Wednesday, July 11, 2007

More on Hayles

Ok, so having introduced the idea of emergent complexity and it's requirements, Hayles next started talking about analogies as pattern recognition. She reminded us of Douglas Hofstader's claim that all "cognition is recognition." If recognizing patterns is what leads to understanding analogies, well so what? She gave some examples first of human ability to understand analogies.

If ABC =>ABD
then WXY=>?
of course WXZ.

But then what would the next term be? everyone in the audience immediately suggested WXA, because we know that typically lettering starts over (or possibly doubles, but I guess we all assumed only three-letter combinations were allowed).

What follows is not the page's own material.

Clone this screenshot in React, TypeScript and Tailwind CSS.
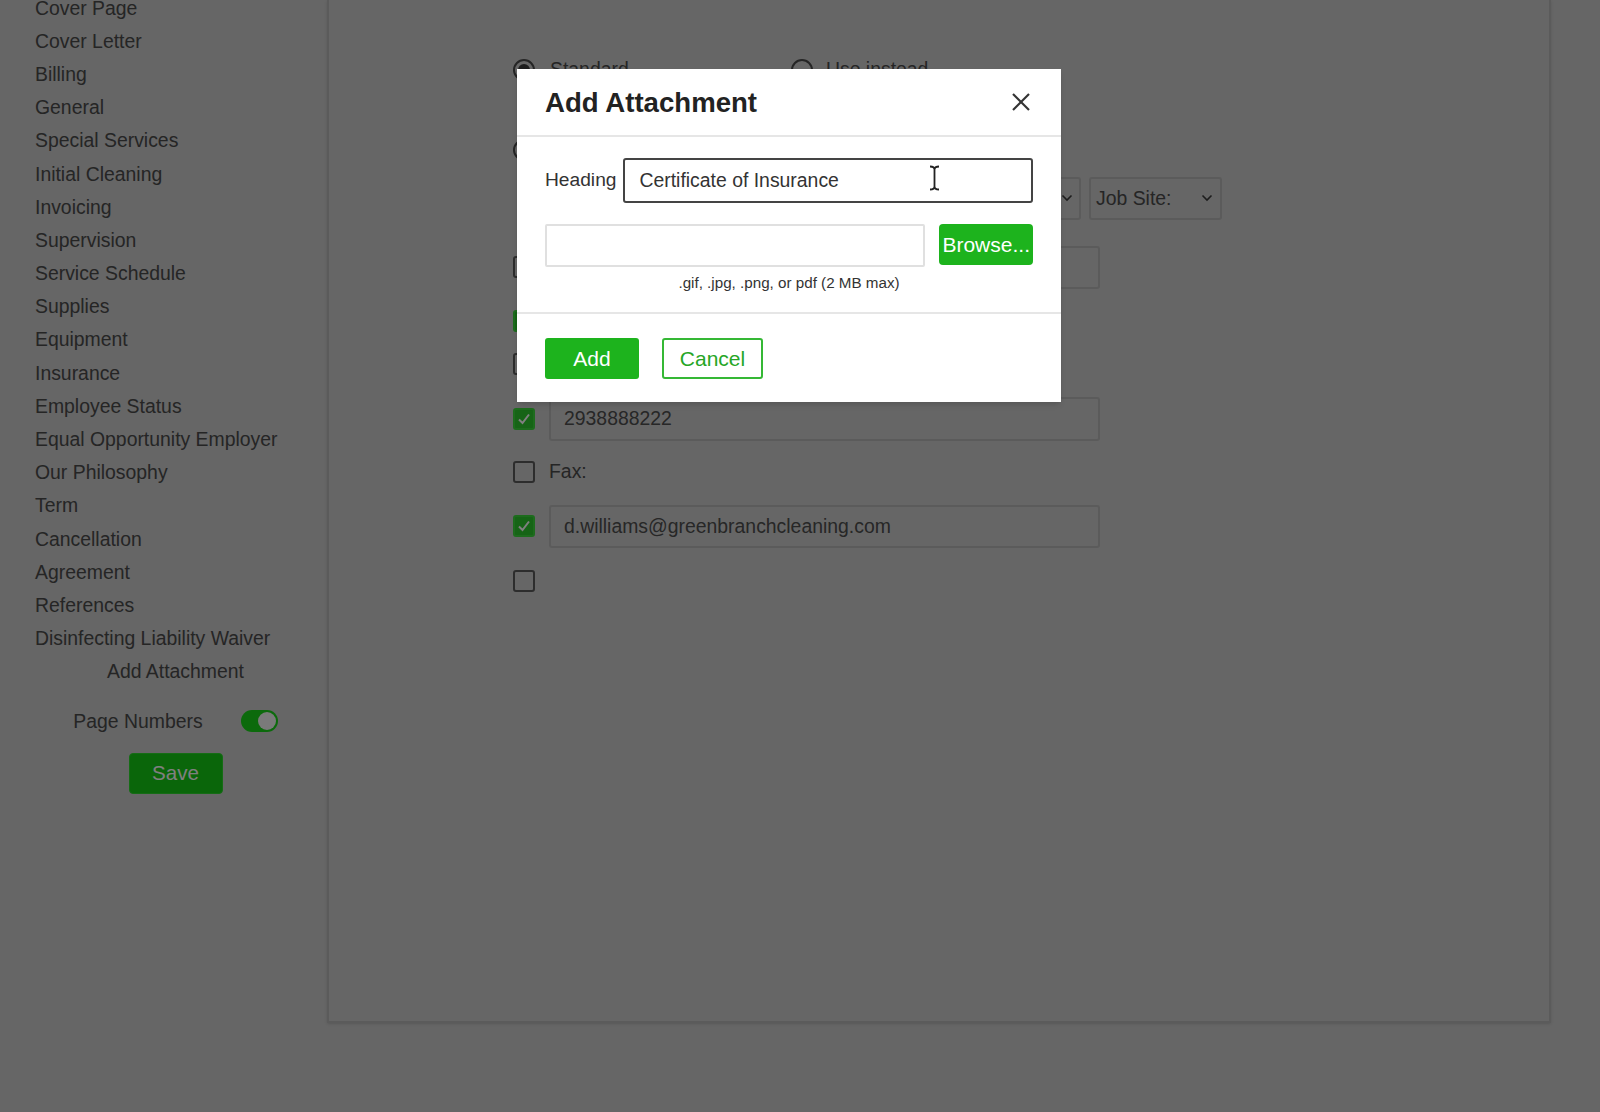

The machine comes up with:

WXZ=>XY
WXZ=>WXZZ
WXY=>WXA

So it eventually reached the same solution--Hayles didn't say exactly how they "learned" or whether it was just random, and now I wish I'd asked... Then she gave an example of Morse code which combined digital (substituting dots and dashes for letters) with analog (using spaces to represent pauses) so that space=time. By contrast, binary code is all digital in which space (absence) must be represented by an actual term. She brought up Morse code to demonstrate that we all understood the spaces to represent spaces or pauses between words because of implicit assumptions based on homologies between Morse code and our everyday experience of speech.

The invisible assumptions we make about one medium are made visible when we change to a media that doesn't support the homology behind the assumption.

Next she refers to Ed Fredkin's notion that "the meaning of information is given by the process that interprets it." By interpretation she means for example the way an MP3 player interprets digital information and interfaces with some other device to produce sound, but we can also say this about cognition. --Question, is this a metaphor, or a model? I think she means it to be a model.

We experience sensory input which activates neuronal groups that then activate maps, which activate larger cognitive structures, which eventually add up as cognition (recognize this pattern?).

If we go along with Fredkin, then we shift our emphasis from product to process (of course we did this in Comp. Theory years ago), from intentionality to consciousness, to "aboutness" as a spectrum....meaning is de-anthropomorphized. I hope I didn't miss something important in that ellipses in my notes.

Having said all of this, humans and computers interacting meet the conditions for emergent complexity or intermediation. Certain works of E-literature foreground this as content as well as process. The evolution of E-literature also exemplifies a dynamic heterarchy (see the outline of conditions in my previous post)as we adopt new media. So the codex book was for storage and transmission of ideas; iit was a vehicle for cognitions. The computer though is an active cognitive agent--that is, it acts upon data and doesn't just store or transmit it.

Ok, I only have one more page of notes, but it's the most complex, so it must wait until tomorrow. At the earliest!

I leave tomorrow and while I'm mostly packed, I may need the morning to make sure everything is organized before I leave around 9:30 to get the tram, to get the train, to be at Schiphol by 11:30 for my 2pm flight. Tot ziens!